I cannot imagine what it would have been like to live without the accommodation's we deaf have today back when. Even though digital hearing aids are a vast improvement over the analogs imo, they are still just that, aids.

Dennis from myspace :)

Kim said...

When I got my first pair of hearing aids, I remember my audiologist being excited about the possibility of the eventuality of a digital hearing aid. He had read about one in a professional magazine that was about the size of a room. "If they could only make it smaller. . .," he said. A few years later, the microchip was invented and I thought, "Here we GO!" We live in a great time, I agree. Still, life is not easy for the deaf even now and there are so many people not being reached, so many who need digital aids who can't afford them who are falling between the cracks.

Bellezza said...

Oh, I think you are very brave. All of us have to accomodate for some lack of perfection in our bodies (or hearts), but this must be a particularly difficult one. I have a couple of connections, even though they are removed from your story: 1. I suffered horribly from ear infections as a child, and I remember them being more painful than childbirth. They didn't go away until I had my tonsils out, and the pain, infection, ringing was just awful. 2. Psychologists are idiots. Most of the time they can be counted on for absolutely nothing. I have a degree in psychology, and lost of experience with therapists, and so I know how frustrating it must have been to talk to someone who thinks getting a job is a cure. Dolt! I applaud your blog and writing.

Kim said...

Thank you Belleza. We're ALL brave. Ear infections DO hurt. I haven't had many of those, but I remember when my kids had them. Oddly enough, my daughter is majoring in psychology now. I think the right psychologist (therapy treatment) can be a great help sometimes. Unfortunately when a person is severely depressed, he or she may not be in a position to rationally evaluate whether the treatment is working out. What helped me most was meeting up with others who had been through the same experiences as me.

Anonymous said...

Measles, interesting.
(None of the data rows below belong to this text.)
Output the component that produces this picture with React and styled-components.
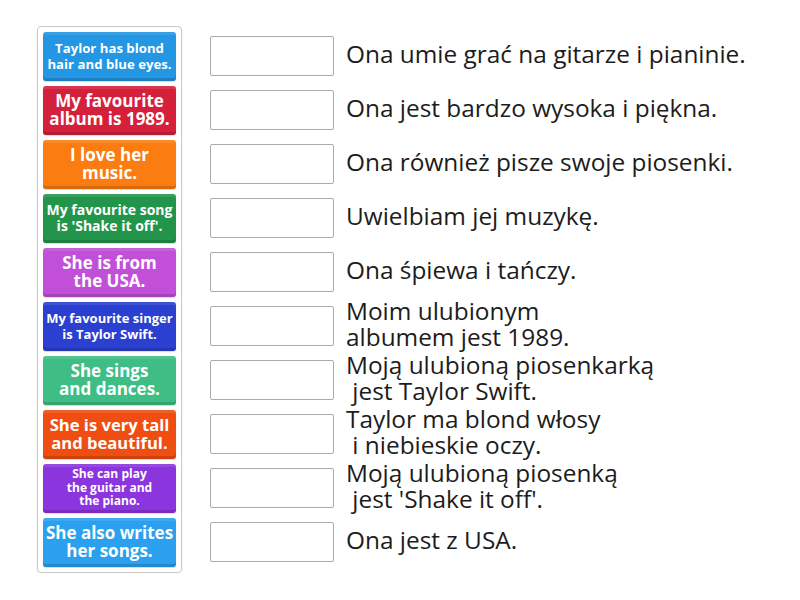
import React from "react";
import styled, { createGlobalStyle } from "styled-components";

const Global = createGlobalStyle`
  html, body { margin: 0; padding: 0; background: #fff; }
  body { font-family: "Open Sans", "Noto Sans", sans-serif; }
`;

const Page = styled.div`
  display: flex;
  align-items: flex-start;
  gap: 28px;
  padding: 26px 0 0 37px;
`;

const Panel = styled.div`
  display: flex;
  flex-direction: column;
  gap: 5px;
  padding: 5px;
  border: 1px solid #c9c9c9;
  border-radius: 4px;
  box-shadow: 0 1px 2px rgba(0, 0, 0, 0.08);
`;

const Tile = styled.div`
  width: 133px;
  height: 49px;
  box-sizing: border-box;
  display: flex;
  align-items: center;
  justify-content: center;
  text-align: center;
  padding: 0 2px 2px;
  border-radius: 3px;
  background: ${(p) => p.$bg};
  box-shadow: inset 0 -3px 0 rgba(0, 0, 0, 0.14), inset 0 3px 0 rgba(255, 255, 255, 0.1),
    0 1px 1px rgba(0, 0, 0, 0.15);
  color: #fff;
  font-weight: 700;
  font-size: ${(p) => p.$fs}px;
  line-height: ${(p) => p.$lh}px;
  white-space: nowrap;
`;

const Answers = styled.div`
  display: flex;
  flex-direction: column;
  gap: 14px;
  margin-top: 10px;
`;

const Row = styled.div`
  display: flex;
  align-items: center;
  gap: 12px;
  height: 40px;
`;

const Slot = styled.div`
  width: 124px;
  height: 40px;
  box-sizing: border-box;
  border: 1px solid #ababab;
  border-radius: 2px;
  flex: none;
`;

const Text = styled.div`
  font-size: 24.4px;
  line-height: 26px;
  padding-bottom: 4px;
  color: #1c1c1c;
  white-space: pre;
`;

const tiles = [
  { bg: "#2396e4", fs: 13.2, lh: 16, t: ["Taylor has blond", "hair and blue eyes."] },
  { bg: "#d5203c", fs: 17, lh: 18, t: ["My favourite", "album is 1989."] },
  { bg: "#fb7c10", fs: 17, lh: 18, t: ["I love her", "music."] },
  { bg: "#23954b", fs: 14, lh: 16, t: ["My favourite song", "is 'Shake it off'."] },
  { bg: "#c14fd8", fs: 17, lh: 18, t: ["She is from", "the USA."] },
  { bg: "#2b3fd0", fs: 13, lh: 16, t: ["My favourite singer", "is Taylor Swift."] },
  { bg: "#3ebd84", fs: 17, lh: 18, t: ["She sings", "and dances."] },
  { bg: "#f04d13", fs: 16.6, lh: 18, t: ["She is very tall", "and beautiful."] },
  { bg: "#8b35de", fs: 12, lh: 13.5, t: ["She can play", "the guitar and", "the piano."] },
  { bg: "#2aa0ee", fs: 17, lh: 18, t: ["She also writes", "her songs."] },
];

const answers = [
  ["Ona umie grać na gitarze i pianinie."],
  ["Ona jest bardzo wysoka i piękna."],
  ["Ona również pisze swoje piosenki."],
  ["Uwielbiam jej muzykę."],
  ["Ona śpiewa i tańczy."],
  ["Moim ulubionym", "albumem jest 1989."],
  ["Moją ulubioną piosenkarką", " jest Taylor Swift."],
  ["Taylor ma blond włosy", " i niebieskie oczy."],
  ["Moją ulubioną piosenką", " jest 'Shake it off'."],
  ["Ona jest z USA."],
];

const Lines = ({ lines }) =>
  lines.map((l, i) => (
    <React.Fragment key={i}>
      {i > 0 && <br />}
      {l}
    </React.Fragment>
  ));

export default function App() {
  return (
    <>
      <Global />
      <Page>
        <Panel>
          {tiles.map((t, i) => (
            <Tile key={i} $bg={t.bg} $fs={t.fs} $lh={t.lh}>
              <span>
                <Lines lines={t.t} />
              </span>
            </Tile>
          ))}
        </Panel>
        <Answers>
          {answers.map((a, i) => (
            <Row key={i}>
              <Slot />
              <Text>
                <Lines lines={a} />
              </Text>
            </Row>
          ))}
        </Answers>
      </Page>
    </>
  );
}
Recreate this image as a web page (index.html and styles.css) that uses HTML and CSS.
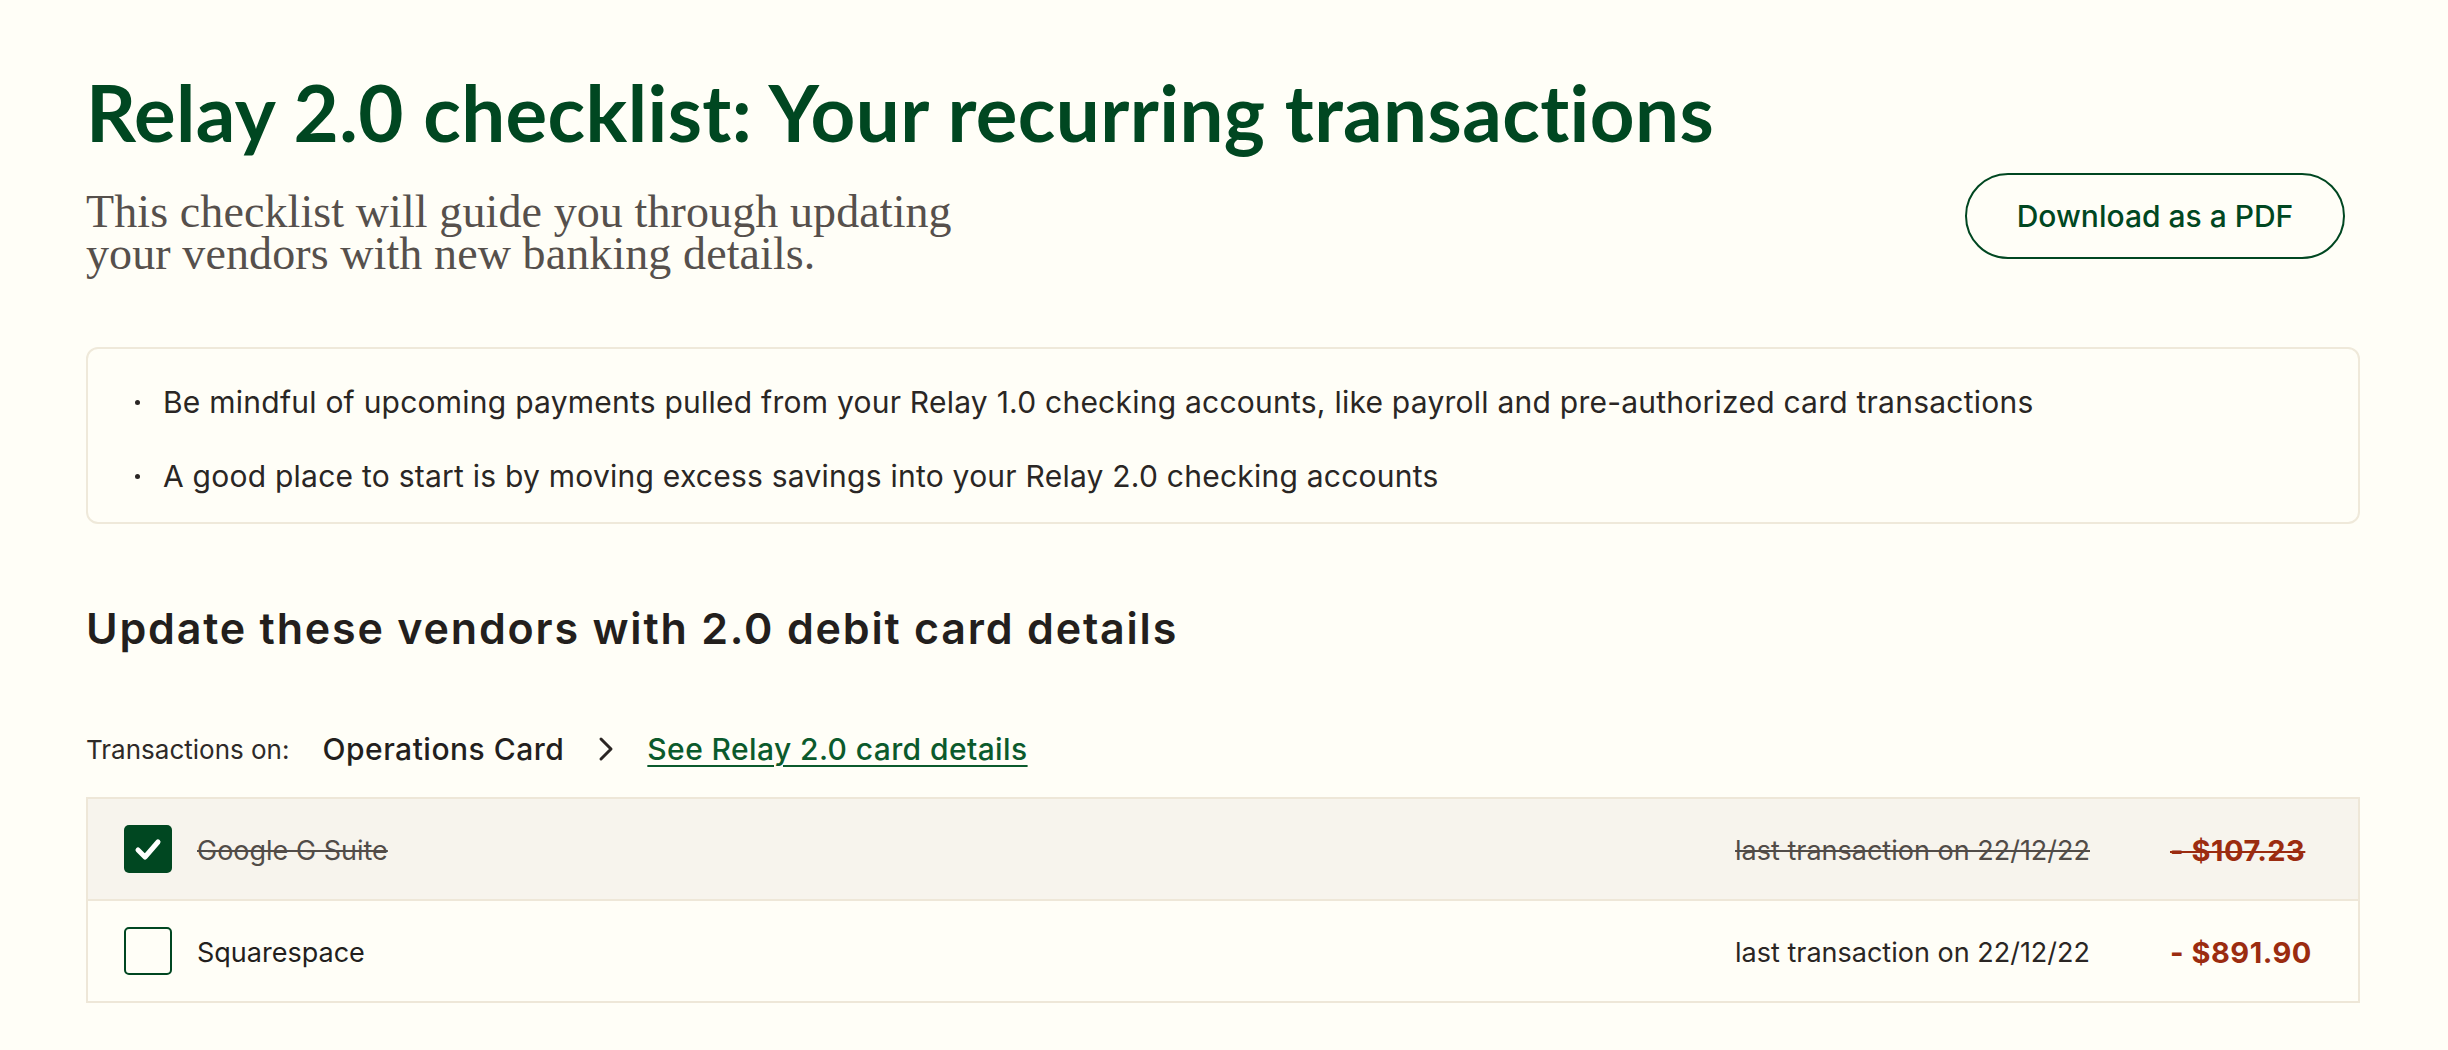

This is part of what my mom's doctor told her caused her hearing loss.
Mine, we believe is auto-toxic due to medications.
As I read of your dealings with feeling left out and difficulties communicating, I see the same pattern with myself. It is truly tiring to go thru the day, just trying to understand!
Thanks for sharing this! This is truly beautiful! I look forward to reading more.

Kelly from MySpace

Kim said...

Often they simply do not know Kelly. It's a stab in the dark to figure it out. For awhile they suggested ototoxic meds given during the measles when I was a kid, because they used to give kids some really powerful antibiotics that occasionally caused damage to the cochlea. When it's a progressive hearing loss that doesn't get diagnosed right away no one knows for sure. What they DO know ( or think they know) is it doesn't seem to be genetic in my case because I've had genetic testing done on the Connexin 26 marker, and no one in my family has a hearing loss. Not that this is solid proof either, because next year they might find a new marker, or I could be the first in my family with a genetic type loss. Fact is, the reason why someone loses their hearing is often just a guess.